Code that builds pages
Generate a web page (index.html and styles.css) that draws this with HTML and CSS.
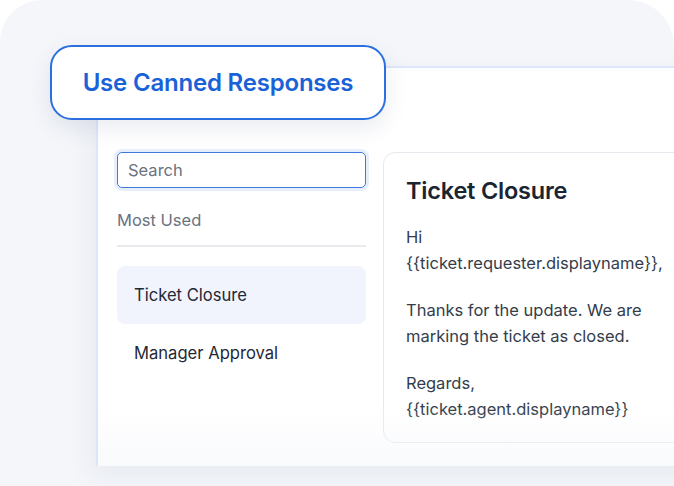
FILE: index.html
```html
<!DOCTYPE html>
<html lang="en">
<head>
<meta charset="utf-8">
<title>Use Canned Responses</title>
<link rel="stylesheet" href="styles.css">
</head>
<body>
<div class="stage">
  <div class="panel">
    <div class="panel-body">
      <aside class="sidebar">
        <div class="search">Search</div>
        <div class="group-label">Most Used</div>
        <div class="divider"></div>
        <ul class="list">
          <li class="item active">Ticket Closure</li>
          <li class="item">Manager Approval</li>
        </ul>
      </aside>
      <section class="preview">
        <h3 class="preview-title">Ticket Closure</h3>
        <p>Hi<br>{{ticket.requester.displayname}},</p>
        <p>Thanks for the update. We are marking the ticket as closed.</p>
        <p>Regards,<br>{{ticket.agent.displayname}}</p>
      </section>
    </div>
  </div>
  <div class="badge">Use Canned Responses</div>
</div>
</body>
</html>
```
FILE: styles.css
```css
* { box-sizing: border-box; }
html, body {
  margin: 0;
  padding: 0;
  background: #ffffff;
  font-family: Inter, "Noto Sans", sans-serif;
}
.stage {
  position: relative;
  width: 674px;
  height: 486px;
  background: #f4f6fa;
  border-radius: 42px 46px 0 0;
  padding: 66px 0 0 96px;
  overflow: hidden;
}
.panel {
  width: 640px;
  height: 400px;
  background: #ffffff;
  border-top: 2px solid #dfe6fb;
  border-left: 2px solid #dce6fb;
  box-shadow: -6px 10px 24px rgba(30, 50, 90, 0.06);
  padding: 84px 0 0 19px;
  position: relative;
}
.panel::after {
  content: "";
  position: absolute;
  left: 0;
  right: 0;
  bottom: 0;
  height: 60px;
  background: linear-gradient(to bottom, rgba(255,255,255,0), rgba(244,246,250,0.55));
  pointer-events: none;
}
.panel-body {
  display: flex;
  gap: 17px;
  align-items: flex-start;
}
.sidebar {
  width: 249px;
  flex: none;
}
.search {
  height: 36px;
  border: 1px solid #3f79d9;
  border-radius: 5px;
  box-shadow: 0 0 0 3px #e7eefc;
  padding-left: 10px;
  font-size: 16.5px;
  line-height: 34px;
  color: #6b7280;
}
.group-label {
  margin-top: 20px;
  font-size: 16.5px;
  line-height: 24px;
  color: #6b7280;
}
.divider {
  margin-top: 13px;
  height: 2px;
  background: #e8eaee;
}
.list {
  list-style: none;
  margin: 19px 0 0;
  padding: 0;
}
.item {
  height: 58px;
  padding-left: 17px;
  font-size: 16.6px;
  line-height: 58px;
  color: #1f2937;
  border-radius: 8px;
}
.item.active {
  background: #f1f4fd;
}
.preview {
  width: 320px;
  flex: none;
  border: 1px solid #e7e9ee;
  border-radius: 12px;
  padding: 23px 27px 20px 22px;
}
.preview-title {
  margin: 0;
  font-size: 23.5px;
  font-weight: 600;
  line-height: 30px;
  color: #1b2431;
  letter-spacing: -0.2px;
}
.preview p {
  margin: 21px 0 0;
  width: 268px;
  font-size: 16.5px;
  line-height: 26px;
  color: #333d4b;
}
.preview-title + p {
  margin-top: 18px;
}
.badge {
  position: absolute;
  left: 50px;
  top: 45px;
  width: 336px;
  height: 75px;
  border: 2px solid #2b6fe0;
  border-radius: 22px;
  background: #ffffff;
  box-shadow: 0 8px 22px rgba(40, 60, 110, 0.10);
  display: flex;
  align-items: center;
  justify-content: center;
  font-size: 24px;
  font-weight: 600;
  color: #1a62d8;
  letter-spacing: -0.2px;
}
```
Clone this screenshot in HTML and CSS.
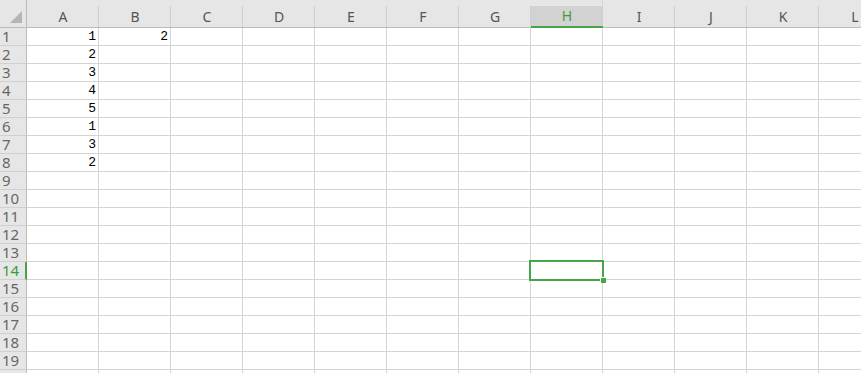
FILE: index.html
```html
<!DOCTYPE html>
<html lang="en">

<head>
  <meta charset="UTF-8">
  <meta name="viewport" content="width=device-width, initial-scale=1.0">
  <title>Sheet1</title>
  <link rel="stylesheet" href="styles.css">
</head>

<body>
  <div id="sheet">
    <div class="grid"></div>
    <div class="selection"><span class="handle"></span></div>
  </div>

  <script>
    // 表格数据
    var cols = ['A', 'B', 'C', 'D', 'E', 'F', 'G', 'H', 'I', 'J', 'K', 'L']
    var data = { A1: 1, A2: 2, A3: 3, A4: 4, A5: 5, A6: 1, A7: 3, A8: 2, B1: 2 }
    var activeCol = 'H'
    var activeRow = 14
    var grid = document.getElementsByClassName('grid')[0]

    function cell(cls, text) {
      let div = document.createElement('div')
      div.className = cls
      if (text !== undefined) div.innerHTML = text
      grid.appendChild(div)
    }

    // 列头
    cell('corner', '<span class="tri"></span>')
    for (let i = 0; i < cols.length; i++) {
      cell(cols[i] === activeCol ? 'col-head active' : 'col-head', cols[i])
    }
    // 行，第20行只露出边缘
    for (let r = 1; r <= 20; r++) {
      cell(r === activeRow ? 'row-head active' : 'row-head', r < 20 ? r : '')
      for (let i = 0; i < cols.length; i++) {
        let v = data[cols[i] + r]
        cell('cell', v === undefined ? '' : v)
      }
    }
  </script>
</body>

</html>
```

FILE: styles.css
```css
* {
  box-sizing: border-box;
}

body {
  margin: 0;
  overflow: hidden;
  background: #fff;
}

#sheet {
  position: relative;
  width: 861px;
  height: 373px;
  overflow: hidden;
}

.grid {
  display: grid;
  grid-template-columns: 27px repeat(12, 72px);
  grid-template-rows: 28px;
  grid-auto-rows: 18px;
}

.corner {
  position: relative;
  background: #e6e6e6;
  border-right: 1px solid #bcbcbc;
  border-bottom: 1px solid #bcbcbc;
}

.corner .tri {
  position: absolute;
  right: 4px;
  bottom: 4px;
  width: 0;
  height: 0;
  border-left: 12px solid transparent;
  border-bottom: 12px solid #b4b4b4;
}

.col-head {
  background: #e6e6e6;
  border-bottom: 1px solid #bcbcbc;
  font-family: "Noto Sans", "Open Sans", sans-serif;
  font-size: 14px;
  color: #555;
  text-align: center;
  line-height: 21px;
  padding-top: 6px;
  background-image: linear-gradient(#e6e6e6, #e6e6e6), linear-gradient(#cfcfcf, #cfcfcf);
  background-size: 71px 6px, 1px 21px;
  background-position: 0 0, right 6px;
  background-repeat: no-repeat;
}

.col-head.active {
  color: #3f9a3f;
  border-bottom: 2px solid #47a447;
  line-height: 19px;
  background-color: #d2d2d2;
}

.row-head {
  background: #e6e6e6;
  border-right: 1px solid #bcbcbc;
  border-bottom: 1px solid #d0d0d0;
  font-family: "Noto Sans", "Open Sans", sans-serif;
  font-size: 15px;
  color: #666;
  line-height: 17px;
  padding-left: 2px;
}

.row-head.active {
  color: #3f9a3f;
  border-right: 2px solid #47a447;
}

.cell {
  border-right: 1px solid #d4d4d4;
  border-bottom: 1px solid #d4d4d4;
  font-family: "Liberation Mono", monospace;
  font-size: 13px;
  color: #000;
  text-align: right;
  line-height: 18px;
  padding-right: 2px;
}

.selection {
  position: absolute;
  left: 529px;
  top: 260px;
  width: 75px;
  height: 21px;
  border: 2px solid #47a447;
}

.selection .handle {
  position: absolute;
  right: -4px;
  bottom: -4px;
  width: 6px;
  height: 6px;
  background: #47a447;
  border-left: 1px solid #fff;
  border-top: 1px solid #fff;
}
```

**Problem requirements**
All of the material above should be reproduced exactly, except the pictures.

**Output for this task**
Generate a web page (index.html and styles.css) that draws this with HTML and CSS.
FILE: index.html
```html
<!DOCTYPE html>
<html lang="en">
<head>
<meta charset="utf-8">
<title>Use Canned Responses</title>
<link rel="stylesheet" href="styles.css">
</head>
<body>
<div class="stage">
  <div class="panel">
    <div class="panel-body">
      <aside class="sidebar">
        <div class="search">Search</div>
        <div class="group-label">Most Used</div>
        <div class="divider"></div>
        <ul class="list">
          <li class="item active">Ticket Closure</li>
          <li class="item">Manager Approval</li>
        </ul>
      </aside>
      <section class="preview">
        <h3 class="preview-title">Ticket Closure</h3>
        <p>Hi<br>{{ticket.requester.displayname}},</p>
        <p>Thanks for the update. We are marking the ticket as closed.</p>
        <p>Regards,<br>{{ticket.agent.displayname}}</p>
      </section>
    </div>
  </div>
  <div class="badge">Use Canned Responses</div>
</div>
</body>
</html>
```
FILE: styles.css
```css
* { box-sizing: border-box; }
html, body {
  margin: 0;
  padding: 0;
  background: #ffffff;
  font-family: Inter, "Noto Sans", sans-serif;
}
.stage {
  position: relative;
  width: 674px;
  height: 486px;
  background: #f4f6fa;
  border-radius: 42px 46px 0 0;
  padding: 66px 0 0 96px;
  overflow: hidden;
}
.panel {
  width: 640px;
  height: 400px;
  background: #ffffff;
  border-top: 2px solid #dfe6fb;
  border-left: 2px solid #dce6fb;
  box-shadow: -6px 10px 24px rgba(30, 50, 90, 0.06);
  padding: 84px 0 0 19px;
  position: relative;
}
.panel::after {
  content: "";
  position: absolute;
  left: 0;
  right: 0;
  bottom: 0;
  height: 60px;
  background: linear-gradient(to bottom, rgba(255,255,255,0), rgba(244,246,250,0.55));
  pointer-events: none;
}
.panel-body {
  display: flex;
  gap: 17px;
  align-items: flex-start;
}
.sidebar {
  width: 249px;
  flex: none;
}
.search {
  height: 36px;
  border: 1px solid #3f79d9;
  border-radius: 5px;
  box-shadow: 0 0 0 3px #e7eefc;
  padding-left: 10px;
  font-size: 16.5px;
  line-height: 34px;
  color: #6b7280;
}
.group-label {
  margin-top: 20px;
  font-size: 16.5px;
  line-height: 24px;
  color: #6b7280;
}
.divider {
  margin-top: 13px;
  height: 2px;
  background: #e8eaee;
}
.list {
  list-style: none;
  margin: 19px 0 0;
  padding: 0;
}
.item {
  height: 58px;
  padding-left: 17px;
  font-size: 16.6px;
  line-height: 58px;
  color: #1f2937;
  border-radius: 8px;
}
.item.active {
  background: #f1f4fd;
}
.preview {
  width: 320px;
  flex: none;
  border: 1px solid #e7e9ee;
  border-radius: 12px;
  padding: 23px 27px 20px 22px;
}
.preview-title {
  margin: 0;
  font-size: 23.5px;
  font-weight: 600;
  line-height: 30px;
  color: #1b2431;
  letter-spacing: -0.2px;
}
.preview p {
  margin: 21px 0 0;
  width: 268px;
  font-size: 16.5px;
  line-height: 26px;
  color: #333d4b;
}
.preview-title + p {
  margin-top: 18px;
}
.badge {
  position: absolute;
  left: 50px;
  top: 45px;
  width: 336px;
  height: 75px;
  border: 2px solid #2b6fe0;
  border-radius: 22px;
  background: #ffffff;
  box-shadow: 0 8px 22px rgba(40, 60, 110, 0.10);
  display: flex;
  align-items: center;
  justify-content: center;
  font-size: 24px;
  font-weight: 600;
  color: #1a62d8;
  letter-spacing: -0.2px;
}
```
Clone this screenshot in HTML and CSS.
FILE: index.html
```html
<!DOCTYPE html>
<html lang="en">

<head>
  <meta charset="UTF-8">
  <meta name="viewport" content="width=device-width, initial-scale=1.0">
  <title>Sheet1</title>
  <link rel="stylesheet" href="styles.css">
</head>

<body>
  <div id="sheet">
    <div class="grid"></div>
    <div class="selection"><span class="handle"></span></div>
  </div>

  <script>
    // 表格数据
    var cols = ['A', 'B', 'C', 'D', 'E', 'F', 'G', 'H', 'I', 'J', 'K', 'L']
    var data = { A1: 1, A2: 2, A3: 3, A4: 4, A5: 5, A6: 1, A7: 3, A8: 2, B1: 2 }
    var activeCol = 'H'
    var activeRow = 14
    var grid = document.getElementsByClassName('grid')[0]

    function cell(cls, text) {
      let div = document.createElement('div')
      div.className = cls
      if (text !== undefined) div.innerHTML = text
      grid.appendChild(div)
    }

    // 列头
    cell('corner', '<span class="tri"></span>')
    for (let i = 0; i < cols.length; i++) {
      cell(cols[i] === activeCol ? 'col-head active' : 'col-head', cols[i])
    }
    // 行，第20行只露出边缘
    for (let r = 1; r <= 20; r++) {
      cell(r === activeRow ? 'row-head active' : 'row-head', r < 20 ? r : '')
      for (let i = 0; i < cols.length; i++) {
        let v = data[cols[i] + r]
        cell('cell', v === undefined ? '' : v)
      }
    }
  </script>
</body>

</html>
```

FILE: styles.css
```css
* {
  box-sizing: border-box;
}

body {
  margin: 0;
  overflow: hidden;
  background: #fff;
}

#sheet {
  position: relative;
  width: 861px;
  height: 373px;
  overflow: hidden;
}

.grid {
  display: grid;
  grid-template-columns: 27px repeat(12, 72px);
  grid-template-rows: 28px;
  grid-auto-rows: 18px;
}

.corner {
  position: relative;
  background: #e6e6e6;
  border-right: 1px solid #bcbcbc;
  border-bottom: 1px solid #bcbcbc;
}

.corner .tri {
  position: absolute;
  right: 4px;
  bottom: 4px;
  width: 0;
  height: 0;
  border-left: 12px solid transparent;
  border-bottom: 12px solid #b4b4b4;
}

.col-head {
  background: #e6e6e6;
  border-bottom: 1px solid #bcbcbc;
  font-family: "Noto Sans", "Open Sans", sans-serif;
  font-size: 14px;
  color: #555;
  text-align: center;
  line-height: 21px;
  padding-top: 6px;
  background-image: linear-gradient(#e6e6e6, #e6e6e6), linear-gradient(#cfcfcf, #cfcfcf);
  background-size: 71px 6px, 1px 21px;
  background-position: 0 0, right 6px;
  background-repeat: no-repeat;
}

.col-head.active {
  color: #3f9a3f;
  border-bottom: 2px solid #47a447;
  line-height: 19px;
  background-color: #d2d2d2;
}

.row-head {
  background: #e6e6e6;
  border-right: 1px solid #bcbcbc;
  border-bottom: 1px solid #d0d0d0;
  font-family: "Noto Sans", "Open Sans", sans-serif;
  font-size: 15px;
  color: #666;
  line-height: 17px;
  padding-left: 2px;
}

.row-head.active {
  color: #3f9a3f;
  border-right: 2px solid #47a447;
}

.cell {
  border-right: 1px solid #d4d4d4;
  border-bottom: 1px solid #d4d4d4;
  font-family: "Liberation Mono", monospace;
  font-size: 13px;
  color: #000;
  text-align: right;
  line-height: 18px;
  padding-right: 2px;
}

.selection {
  position: absolute;
  left: 529px;
  top: 260px;
  width: 75px;
  height: 21px;
  border: 2px solid #47a447;
}

.selection .handle {
  position: absolute;
  right: -4px;
  bottom: -4px;
  width: 6px;
  height: 6px;
  background: #47a447;
  border-left: 1px solid #fff;
  border-top: 1px solid #fff;
}
```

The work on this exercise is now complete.